The current population of Canada is seventy times smaller than the combined populations of China and India. Already, these two nations have diaspora populations that account for over 10% of Canada’s inhabitants. These are states which, unlike ours, claim to represent the particular blood-bound interests of their ethnic diasporas.Their political and cultural beliefs become threatening after they have gained the number of votes and resources to be publicly assertive. They can easily tip the balance of electoral outcomes, nudged or not by foreign regimes. It is easy to see how this kind of demographic change can dispossess and disrupt a democratic system. It is for this reason (among others) that the numbers admitted should be in-line with community will, reflective of community standards, and watchful of balkanizing tendencies.

Birthright and dual citizenship represent a circumvention of the usual standards which (in theory) confer citizenship by merit and mutual consent. In a country whose government has long abandoned the philosophy of assimilation, this state of affairs embodies a further spit in the eye of all Canadians who believe in a Canada that stands for values besides profit in abstract. From the most liberal immigrant to the most reactionary crown loyalist, we can all recognize the obvious risks in granting unvetted, automatic, and split-loyalty citizenship. China and India do not have dual or birthright citizenship. No self-respecting country would. Select nations in the Americas are curious exceptions and only have this problem due to the past difficulties of frontier administration and the legacy of premodern attempts to ensure universal enfranchisement. These are structural weaknesses, not moral commitments.

Birthright and dual citizenship inherently water down the authority and potency of the governing culture in a zero-sum way that reduces the effectiveness of political representation for both native-born and authentically established immigrant populations. We should not allow opportunistic, self-interested, zero-sum, and parasitic citizenships that do nothing to better the lot of the Canadian people. These policies are a disrespect to real Canadians, immigrant and native-born alike.

As the abortion of our national future continues, the legitimacy of Canada will be challenged, its majority culture undermined such that Canada will definitively and irrevocably become an administrative zone. That is, unless we awake from our slumber and begin to speak with authority about who it is that we are and what it is that we expect. We do not permit our government to be negligent about our national inheritance.

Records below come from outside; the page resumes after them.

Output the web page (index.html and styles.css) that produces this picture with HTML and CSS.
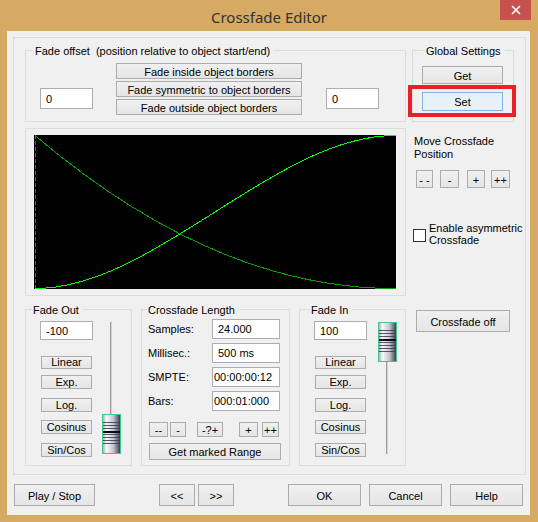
FILE: index.html
```html
<!DOCTYPE html>
<html>
<head>
<meta charset="utf-8">
<title>Crossfade Editor</title>
<link rel="stylesheet" href="styles.css">
</head>
<body>
<div class="window">
  <div class="titlebar">
    <span class="title">Crossfade Editor</span>
    <div class="close"><svg width="10" height="10" viewBox="0 0 10 10"><path d="M1 1 L9 9 M9 1 L1 9" stroke="#fff" stroke-width="1.6" fill="none"/></svg></div>
  </div>
  <div class="client">
    <div class="panel">
      <div class="group g-offset">
        <span class="legend l-offset">Fade offset&nbsp; (position relative to object start/end)</span>
        <div class="offset-body">
          <div class="edit in-offset">0</div>
          <div class="fade-btns">
            <button class="btn fb">Fade inside object borders</button>
            <button class="btn fb">Fade symmetric to object borders</button>
            <button class="btn fb">Fade outside object borders</button>
          </div>
          <div class="edit in-offset in-right">0</div>
        </div>
      </div>

      <div class="group g-global">
        <span class="legend l-global">Global Settings</span>
        <div class="global-body">
          <button class="btn b-get">Get</button>
          <button class="btn b-set">Set</button>
        </div>
        <div class="highlight"></div>
      </div>

      <div class="group g-graph">
        <svg class="graph" width="362" height="154" viewBox="0 0 362 154">
          <rect width="362" height="154" fill="#000"/>
          <line x1="1.5" y1="0" x2="1.5" y2="154" stroke="#00a000" stroke-dasharray="4 2"/>
          <path d="M1,0.5 Q181,153.5 361,153.5 L362,153.5" fill="none" stroke="#0c9c0c" shape-rendering="crispEdges"/>
          <path d="M1,153.5 C121,153.5 241,0.5 361,0.5 L362,0.5" fill="none" stroke="#00ff00" shape-rendering="crispEdges"/>
        </svg>
      </div>

      <div class="move">
        <div class="move-label">Move Crossfade<br>Position</div>
        <div class="move-btns">
          <button class="btn mb mb1">- -</button>
          <button class="btn mb mb2">-</button>
          <button class="btn mb mb3">+</button>
          <button class="btn mb mb4">++</button>
        </div>
        <div class="asym">
          <span class="checkbox"></span>
          <span class="asym-label">Enable asymmetric<br>Crossfade</span>
        </div>
      </div>

      <div class="bottom-groups">
        <div class="group g-fade">
          <span class="legend l-fadeout">Fade Out</span>
          <div class="fade-body">
            <div class="fade-col">
              <div class="edit fade-edit">-100</div>
              <button class="btn ft ft1">Linear</button>
              <button class="btn ft ft2">Exp.</button>
              <button class="btn ft ft3">Log.</button>
              <button class="btn ft ft4">Cosinus</button>
              <button class="btn ft ft5">Sin/Cos</button>
            </div>
            <div class="slider s-out">
              <div class="track"></div>
              <svg class="thumb" width="19" height="40" viewBox="0 0 19 40">
                <defs>
                  <linearGradient id="tg1" x1="0" x2="1" y1="0" y2="0">
                    <stop offset="0" stop-color="#a4a4b0"/>
                    <stop offset="0.22" stop-color="#f7f7fb"/>
                    <stop offset="0.6" stop-color="#c6c6d0"/>
                    <stop offset="0.85" stop-color="#6c6c7a"/>
                    <stop offset="1" stop-color="#34343e"/>
                  </linearGradient>
                </defs>
                <rect x="0.5" y="0.5" width="18" height="39" fill="url(#tg1)" stroke="#3cc88c"/>
                <g fill="#3a3a52" opacity="0.85">
                  <rect x="1" y="8" width="17" height="1"/>
                  <rect x="1" y="11" width="17" height="1"/>
                  <rect x="1" y="14" width="17" height="1"/>
                  <rect x="1" y="20" width="17" height="1"/>
                  <rect x="1" y="23" width="17" height="1"/>
                  <rect x="1" y="26" width="17" height="1"/>
                  <rect x="1" y="29" width="17" height="1"/>
                </g>
                <rect x="1" y="17" width="17" height="2" fill="#0a0a10"/>
              </svg>
            </div>
          </div>
        </div>

        <div class="group g-length">
          <span class="legend l-length">Crossfade Length</span>
          <div class="length-grid">
            <span class="len-label">Samples:</span>
            <div class="edit len-edit">24.000</div>
            <span class="len-label">Millisec.:</span>
            <div class="edit len-edit">500 ms</div>
            <span class="len-label">SMPTE:</span>
            <div class="edit len-edit tight">00:00:00:12</div>
            <span class="len-label">Bars:</span>
            <div class="edit len-edit tight">000:01:000</div>
          </div>
          <div class="len-btns">
            <button class="btn lb lb1">--</button>
            <button class="btn lb lb2">-</button>
            <button class="btn lb lb3">-?+</button>
            <button class="btn lb lb4">+</button>
            <button class="btn lb lb5">++</button>
          </div>
          <button class="btn b-range">Get marked Range</button>
        </div>

        <div class="group g-fade">
          <span class="legend l-fadein">Fade In</span>
          <div class="fade-body">
            <div class="fade-col">
              <div class="edit fade-edit">100</div>
              <button class="btn ft ft1">Linear</button>
              <button class="btn ft ft2">Exp.</button>
              <button class="btn ft ft3">Log.</button>
              <button class="btn ft ft4">Cosinus</button>
              <button class="btn ft ft5">Sin/Cos</button>
            </div>
            <div class="slider s-in">
              <svg class="thumb" width="19" height="40" viewBox="0 0 19 40">
                <defs>
                  <linearGradient id="tg2" x1="0" x2="1" y1="0" y2="0">
                    <stop offset="0" stop-color="#a4a4b0"/>
                    <stop offset="0.22" stop-color="#f7f7fb"/>
                    <stop offset="0.6" stop-color="#c6c6d0"/>
                    <stop offset="0.85" stop-color="#6c6c7a"/>
                    <stop offset="1" stop-color="#34343e"/>
                  </linearGradient>
                </defs>
                <rect x="0.5" y="0.5" width="18" height="39" fill="url(#tg2)" stroke="#3cc88c"/>
                <g fill="#3a3a52" opacity="0.85">
                  <rect x="1" y="8" width="17" height="1"/>
                  <rect x="1" y="11" width="17" height="1"/>
                  <rect x="1" y="14" width="17" height="1"/>
                  <rect x="1" y="20" width="17" height="1"/>
                  <rect x="1" y="23" width="17" height="1"/>
                  <rect x="1" y="26" width="17" height="1"/>
                  <rect x="1" y="29" width="17" height="1"/>
                </g>
                <rect x="1" y="17" width="17" height="2" fill="#0a0a10"/>
              </svg>
              <div class="track"></div>
            </div>
          </div>
        </div>
      </div>

      <div class="right-bottom">
        <button class="btn xoff">Crossfade off</button>
      </div>
    </div>

    <div class="footer">
      <button class="btn fbtn f-play">Play / Stop</button>
      <button class="btn fbtn f-prev">&lt;&lt;</button>
      <button class="btn fbtn f-next">&gt;&gt;</button>
      <button class="btn fbtn f-ok">OK</button>
      <button class="btn fbtn f-cancel">Cancel</button>
      <button class="btn fbtn f-help">Help</button>
    </div>
  </div>
</div>
</body>
</html>
```

FILE: styles.css
```css
* { box-sizing: border-box; }
html, body { margin: 0; padding: 0; }
body {
  width: 538px;
  height: 522px;
  overflow: hidden;
  background: #d6aa62;
  font-family: "Liberation Sans", Arial, sans-serif;
  font-size: 11px;
  color: #000;
}
.window { width: 538px; height: 522px; }

.titlebar {
  position: relative;
  height: 31px;
  display: flex;
  align-items: center;
  justify-content: center;
}
.title {
  font-family: "Noto Sans", "Open Sans", sans-serif;
  font-size: 15px;
  color: #333;
  padding-top: 2px;
}
.close {
  position: absolute;
  top: 0;
  left: 500px;
  width: 31px;
  height: 20px;
  background: #c75050;
  display: flex;
  align-items: center;
  justify-content: center;
}
.close svg { display: block; }

.client {
  margin-left: 7px;
  width: 523px;
  height: 484px;
  background: #f0f0f0;
  padding: 6px 0 0 6px;
}
.panel {
  width: 513px;
  height: 438px;
  border: 1px solid #dcdcdc;
  padding: 12px 0 0 11px;
  display: grid;
  grid-template-columns: 381px 102px;
  grid-template-rows: 72px 168px 164px;
  column-gap: 6px;
  row-gap: 6px;
  align-items: start;
}

.group { border: 1px solid #dcdcdc; }
.legend {
  display: block;
  width: max-content;
  margin-top: -6px;
  margin-bottom: -7px;
  line-height: 13px;
  padding: 0 4px 0 1px;
  background: #f0f0f0;
  white-space: nowrap;
}

.btn {
  font: inherit;
  color: #000;
  margin: 0;
  padding: 1px 0 0 0;
  border: 1px solid #acacac;
  background: linear-gradient(#f0f0f0, #e5e5e5);
  display: flex;
  align-items: center;
  justify-content: center;
  white-space: nowrap;
  overflow: hidden;
}
.edit {
  background: #fff;
  border: 1px solid #abadb3;
  padding-left: 5px;
  display: flex;
  align-items: center;
  white-space: nowrap;
  overflow: hidden;
}

/* Fade offset */
.g-offset { width: 381px; height: 72px; }
.l-offset { margin-left: 8px; }
.offset-body { display: flex; align-items: flex-start; padding-left: 14px; }
.in-offset { width: 53px; height: 21px; margin-top: 37px; }
.in-right { margin-left: 24px; }
.fade-btns {
  display: flex;
  flex-direction: column;
  gap: 2px;
  width: 186px;
  margin: 12px 0 0 23px;
}
.fb { height: 16px; }

/* Global settings */
.g-global { width: 102px; height: 72px; position: relative; }
.l-global { margin-left: 12px; }
.global-body { display: flex; flex-direction: column; padding-left: 9px; }
.b-get { width: 81px; height: 18px; margin-top: 15px; }
.b-set {
  width: 81px;
  height: 19px;
  margin-top: 8px;
  background: #e5f1fb;
  border-color: #7eb4ea;
}
.highlight {
  position: absolute;
  left: -5px;
  top: 34px;
  width: 108px;
  height: 32px;
  border: 4px solid #e8202a;
}

/* Graph */
.g-graph { width: 381px; height: 168px; padding: 6px 0 0 8px; }
.graph { display: block; }

/* Move crossfade */
.move { padding-top: 7px; }
.move-label { margin-left: 2px; line-height: 13px; white-space: nowrap; }
.move-btns { display: flex; margin: 9px 0 0 4px; }
.mb { height: 18px; }
.mb1 { width: 17px; }
.mb2 { width: 19px; margin-left: 7px; }
.mb3 { width: 18px; margin-left: 8px; }
.mb4 { width: 19px; margin-left: 6px; }
.asym { display: flex; align-items: flex-start; margin: 34px 0 0 1px; }
.checkbox {
  width: 13px;
  height: 13px;
  margin-top: 7px;
  border: 1px solid #333;
  background: #fff;
  flex: none;
}
.asym-label { margin-left: 3px; line-height: 12px; white-space: nowrap; }

/* Bottom groups */
.bottom-groups { display: flex; gap: 9px; margin-top: 7px; }
.g-fade { width: 107px; height: 157px; }
.l-fadeout { margin-left: 6px; }
.l-fadein { margin-left: 10px; }
.fade-body { display: flex; align-items: flex-start; padding-left: 14px; }
.fade-col { display: flex; flex-direction: column; align-items: flex-start; }
.fade-edit { width: 53px; height: 19px; margin-top: 11px; }
.ft {
  display: block;
  width: 51px;
  margin-left: 1px;
  padding: 0;
  line-height: 11px;
  text-align: center;
}
.ft1 { height: 13px; margin-top: 16px; }
.ft2 { height: 14px; margin-top: 6px; padding-top: 1px; }
.ft3 { height: 14px; margin-top: 9px; padding-top: 1px; }
.ft4 { height: 14px; margin-top: 8px; }
.ft5 { height: 14px; margin-top: 9px; }

.slider {
  width: 19px;
  height: 132px;
  margin-top: 12px;
  display: flex;
  flex-direction: column;
}
.s-out { margin-left: 9px; }
.s-in { margin-left: 11px; }
.track {
  flex: 1;
  width: 2px;
  margin-left: 8px;
  background: linear-gradient(90deg, #9c9c9c 50%, #d4d4d4 50%);
}
.thumb { display: block; flex: none; }

.g-length { width: 149px; height: 157px; }
.l-length { margin-left: 5px; }
.length-grid {
  display: grid;
  grid-template-columns: 64px 68px;
  grid-auto-rows: 20px;
  row-gap: 4px;
  align-items: center;
  padding: 9px 0 0 6px;
}
.len-edit { height: 20px; }
.tight { padding-left: 1px; }
.len-btns { display: flex; margin: 11px 0 0 7px; }
.lb { height: 15px; }
.lb1 { width: 19px; }
.lb2 { width: 16px; margin-left: 2px; }
.lb3 { width: 26px; margin-left: 11px; }
.lb4 { width: 19px; margin-left: 16px; }
.lb5 { width: 17px; margin-left: 4px; }
.b-range { width: 132px; height: 17px; margin: 6px 0 0 7px; }

.right-bottom { margin-top: 8px; }
.xoff { width: 94px; height: 22px; margin-left: 4px; }

/* Footer */
.footer { display: flex; margin: 9px 0 0 1px; }
.fbtn { height: 22px; }
.f-play { width: 81px; }
.f-prev { width: 36px; margin-left: 64px; }
.f-next { width: 36px; margin-left: 3px; }
.f-ok { width: 73px; margin-left: 54px; }
.f-cancel { width: 73px; margin-left: 8px; }
.f-help { width: 73px; margin-left: 8px; }
```
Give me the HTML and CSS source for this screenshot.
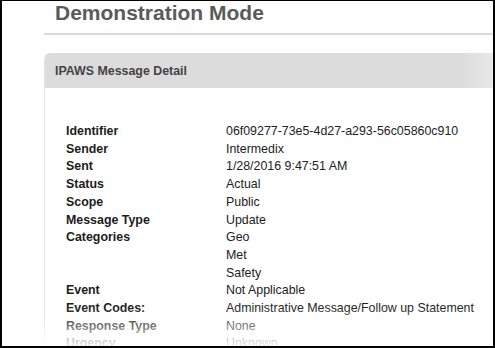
FILE: index.html
```html
<!DOCTYPE html>
<html>
<head>
<meta charset="utf-8">
<link rel="stylesheet" href="styles.css">
</head>
<body>
<div class="frame">
  <h1 class="title">Demonstration Mode</h1>
  <div class="content">
    <div class="rule"></div>
    <div class="panel">
      <div class="panel-head">IPAWS Message Detail</div>
      <div class="panel-body">
        <div class="row"><div class="label">Identifier</div><div class="value">06f09277-73e5-4d27-a293-56c05860c910</div></div>
        <div class="row"><div class="label">Sender</div><div class="value">Intermedix</div></div>
        <div class="row"><div class="label">Sent</div><div class="value">1/28/2016 9:47:51 AM</div></div>
        <div class="row"><div class="label">Status</div><div class="value">Actual</div></div>
        <div class="row"><div class="label">Scope</div><div class="value">Public</div></div>
        <div class="row"><div class="label">Message Type</div><div class="value">Update</div></div>
        <div class="row"><div class="label">Categories</div><div class="value">Geo<br>Met<br>Safety</div></div>
        <div class="row"><div class="label">Event</div><div class="value">Not Applicable</div></div>
        <div class="row"><div class="label">Event Codes:</div><div class="value">Administrative Message/Follow up Statement</div></div>
        <div class="row"><div class="label">Response Type</div><div class="value">None</div></div>
        <div class="row"><div class="label">Urgency</div><div class="value">Unknown</div></div>
      </div>
    </div>
  </div>
  <div class="fade"></div>
</div>
</body>
</html>
```
FILE: styles.css
```css
html, body {
  margin: 0;
  padding: 0;
  background: #fff;
}
.frame {
  position: relative;
  width: 495px;
  height: 348px;
  box-sizing: border-box;
  border: 2px solid #000;
  border-top-width: 1px;
  overflow: hidden;
  font-family: "Liberation Sans", Arial, sans-serif;
  background: #fff;
}
.title {
  margin: 0;
  padding-left: 53px;
  font-size: 21px;
  line-height: 24px;
  font-weight: bold;
  color: #5a5a5a;
}
.content {
  margin-left: 42px;
}
.rule {
  margin-top: 8px;
  height: 2px;
  background: #dadada;
}
.panel {
  margin-top: 18px;
  border-left: 1px solid #e4e4e4;
  border-top-left-radius: 6px;
  overflow: hidden;
}
.panel-head {
  height: 35px;
  display: flex;
  align-items: center;
  padding-left: 10px;
  font-size: 12.4px;
  font-weight: bold;
  color: #444;
  background: linear-gradient(to right, #dcdcdc 93%, #e8e8e8);
}
.panel-body {
  padding: 35px 0 0 21px;
  font-size: 12.4px;
  line-height: 17.7px;
  color: #222;
}
.row {
  display: flex;
}
.label {
  width: 160px;
  flex: none;
  font-weight: bold;
  color: #1c1c1c;
}
.value {
  color: #222;
}
.fade {
  position: absolute;
  left: 0;
  right: 0;
  bottom: 0;
  height: 40px;
  background: linear-gradient(to bottom, rgba(255,255,255,0) 0%, rgba(255,255,255,0.35) 45%, rgba(255,255,255,0.92) 100%);
  pointer-events: none;
}
```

With dual and birth citizenship, scant standards, a mere 20-question online multiple-choice citizenship test for residents, we will see a growing war of influence and group preference, battles fought between rival block interests. Canadians will be marginalized in their own country, their representation less and less, the slice of their birthright cut thinner and thinner. “Who are you, Canadian, to say what is Canadian? You have no right even to repudiate what are naked efforts to advance foreign causes. Yes, I have my country, and yours as my playbox.”

On both the left and the right, all the parts that cherish the Canadian project, we must agree that it is sound only to grant citizenship to those people who genuinely want to be Canadians, and actually like the country they are laying claim to. To become a Canadian is to satisfy community standards. Unless you have a Canadian parent, unless you are raised a Canadian, it is not a birthright. And unless you are willing to set aside your loyalties, you have no irrevocable right to be here, least of all to vote, lobby, or hold public office. To be a Canadian is not merely to have rights, but duties and obligations as well.

The Citizenship Act should be revised accordingly. We will end dual citizenship. We will mandate that to gain birth citizenship, you must have at least one citizen parent. And further, we will raise our standards and expectations so that there can be no dispute that we are all Canadians and that our lot is together.